I hear all of your concerns @Awake. Here are some of the things that we’re doing to address them:

Documentation: We’re going through a major refactor of the documentation that will improve the quality of the content and make it easier to navigate between Photon-specific docs and Core-specific docs. If everything goes as planned, this will be made available next week, or the week after at the latest.

Libraries: You’re right that we’re behind on this one, but unfortunately it’s the nature of how the libraries get developed. All of our libraries were developed by the community, and since we’re shipping out Photons to everybody at (roughly) the same time, everyone’s getting their Photons before the library authors have had time to port over their libraries. It would be great if the libraries didn’t require porting at all, and this is what the HAL will provide.
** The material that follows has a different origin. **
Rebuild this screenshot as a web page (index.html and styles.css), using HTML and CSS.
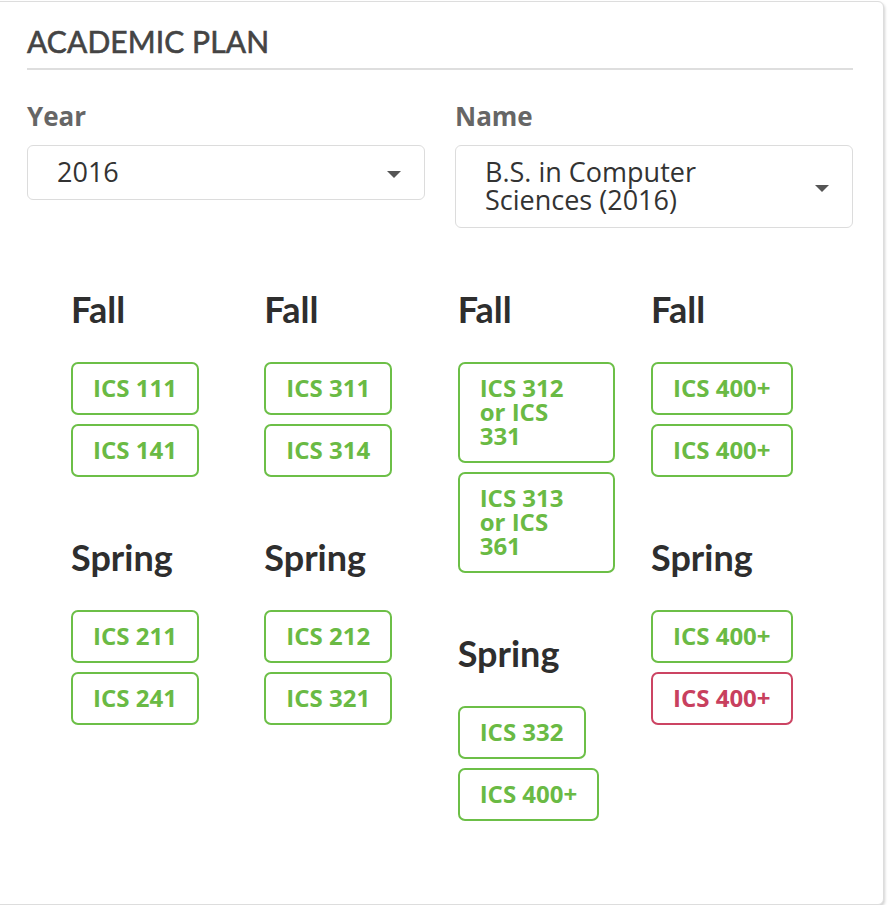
FILE: index.html
```html
<!DOCTYPE html>
<html>
<head>
<meta charset="utf-8">
<link rel="stylesheet" href="styles.css">
</head>
<body>
<div class="card">
  <h2 class="title">ACADEMIC PLAN</h2>
  <div class="form-row">
    <div class="field">
      <div class="label">Year</div>
      <div class="select">
        <span class="select-text">2016</span>
        <span class="caret"></span>
      </div>
    </div>
    <div class="field">
      <div class="label">Name</div>
      <div class="select">
        <span class="select-text">B.S. in Computer Sciences (2016)</span>
        <span class="caret"></span>
      </div>
    </div>
  </div>
  <div class="plan">
    <div class="year">
      <div class="semester">
        <h3 class="sem-title">Fall</h3>
        <div class="course">ICS 111</div>
        <div class="course">ICS 141</div>
      </div>
      <div class="semester">
        <h3 class="sem-title">Spring</h3>
        <div class="course">ICS 211</div>
        <div class="course">ICS 241</div>
      </div>
    </div>
    <div class="year">
      <div class="semester">
        <h3 class="sem-title">Fall</h3>
        <div class="course">ICS 311</div>
        <div class="course">ICS 314</div>
      </div>
      <div class="semester">
        <h3 class="sem-title">Spring</h3>
        <div class="course">ICS 212</div>
        <div class="course">ICS 321</div>
      </div>
    </div>
    <div class="year">
      <div class="semester">
        <h3 class="sem-title">Fall</h3>
        <div class="course course-wide">ICS 312 or ICS 331</div>
        <div class="course course-wide">ICS 313 or ICS 361</div>
      </div>
      <div class="semester">
        <h3 class="sem-title">Spring</h3>
        <div class="course">ICS 332</div>
        <div class="course">ICS 400+</div>
      </div>
    </div>
    <div class="year">
      <div class="semester">
        <h3 class="sem-title">Fall</h3>
        <div class="course">ICS 400+</div>
        <div class="course">ICS 400+</div>
      </div>
      <div class="semester">
        <h3 class="sem-title">Spring</h3>
        <div class="course">ICS 400+</div>
        <div class="course course-missing">ICS 400+</div>
      </div>
    </div>
  </div>
</div>
</body>
</html>
```
FILE: styles.css
```css
html, body {
  margin: 0;
  padding: 0;
  background: #ffffff;
}

body {
  overflow: hidden;
  font-family: "Open Sans", "Liberation Sans", sans-serif;
}

.card {
  box-sizing: border-box;
  width: 894px;
  height: 904px;
  margin: 1px 0 0 -10px;
  padding: 21px 30px 0 36px;
  background: #ffffff;
  border: 1px solid #dddddd;
  border-radius: 6px;
  box-shadow: 1px 2px 3px rgba(0, 0, 0, 0.18);
}

.title {
  margin: 0;
  padding-bottom: 9px;
  border-bottom: 2px solid #dedede;
  font-family: "Lato", "Liberation Sans", sans-serif;
  font-weight: 400;
  font-size: 30px;
  line-height: 36px;
  color: #444444;
  -webkit-text-stroke: 0.6px #444444;
  letter-spacing: 0.1px;
}

.form-row {
  display: grid;
  grid-template-columns: 398px 398px;
  column-gap: 30px;
  margin-top: 30px;
}

.label {
  font-weight: 700;
  font-size: 26px;
  line-height: 32px;
  color: #666666;
  margin-bottom: 13px;
}

.select {
  display: flex;
  align-items: center;
  justify-content: space-between;
  border: 1px solid #dcdcdc;
  border-radius: 6px;
  padding: 12px 23px 13px 29px;
}

.select-text {
  font-size: 27px;
  line-height: 28px;
  color: #333333;
  padding-right: 70px;
}

.caret {
  flex: none;
  width: 0;
  height: 0;
  border-left: 7px solid transparent;
  border-right: 7px solid transparent;
  border-top: 7px solid #555555;
  margin-top: 5px;
}

.plan {
  display: grid;
  grid-template-columns: repeat(4, 193.33px);
  padding-left: 44px;
  margin-top: 61px;
}

.year {
  display: flex;
  flex-direction: column;
  align-items: flex-start;
}

.semester {
  display: flex;
  flex-direction: column;
  align-items: flex-start;
  margin-bottom: 51px;
}

.semester:last-child {
  margin-bottom: 0;
}

.sem-title {
  margin: 0 0 33px 0;
  font-family: "Lato", "Liberation Sans", sans-serif;
  font-weight: 700;
  font-size: 36px;
  line-height: 40px;
  color: #2e2e2e;
}

.course {
  box-sizing: border-box;
  border: 2px solid #6cbf47;
  border-radius: 7px;
  padding: 12px 20px 13px 20px;
  margin-bottom: 9px;
  font-weight: 700;
  font-size: 24px;
  line-height: 24px;
  color: #6aba44;
  white-space: nowrap;
}

.course-wide {
  width: 157px;
  padding-right: 40px;
  white-space: normal;
}

.course-missing {
  border-color: #cc4463;
  color: #c8405e;
}
```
But as I mentioned in my previous post, the HAL wasn’t ready yet for the Core, so in the meantime, libraries need to be tweaked for the Photon. We’re reaching out to library authors now to ask for their help, and some of the Elite have graciously volunteered to port over libraries, so if you need something specific, just ask!

I agree that there are probably some very widely used sensors and components that we should support as “first class citizens” and take the libraries under our ownership so that we can ensure that they always work with all of our hardware (and also write up great documentation and examples for those libraries). There is, of course, a negative effect there — we would prefer to be working with the community on this — but it’s something for our engineering team to consider, of course. I’ll be sure to raise the idea with the team.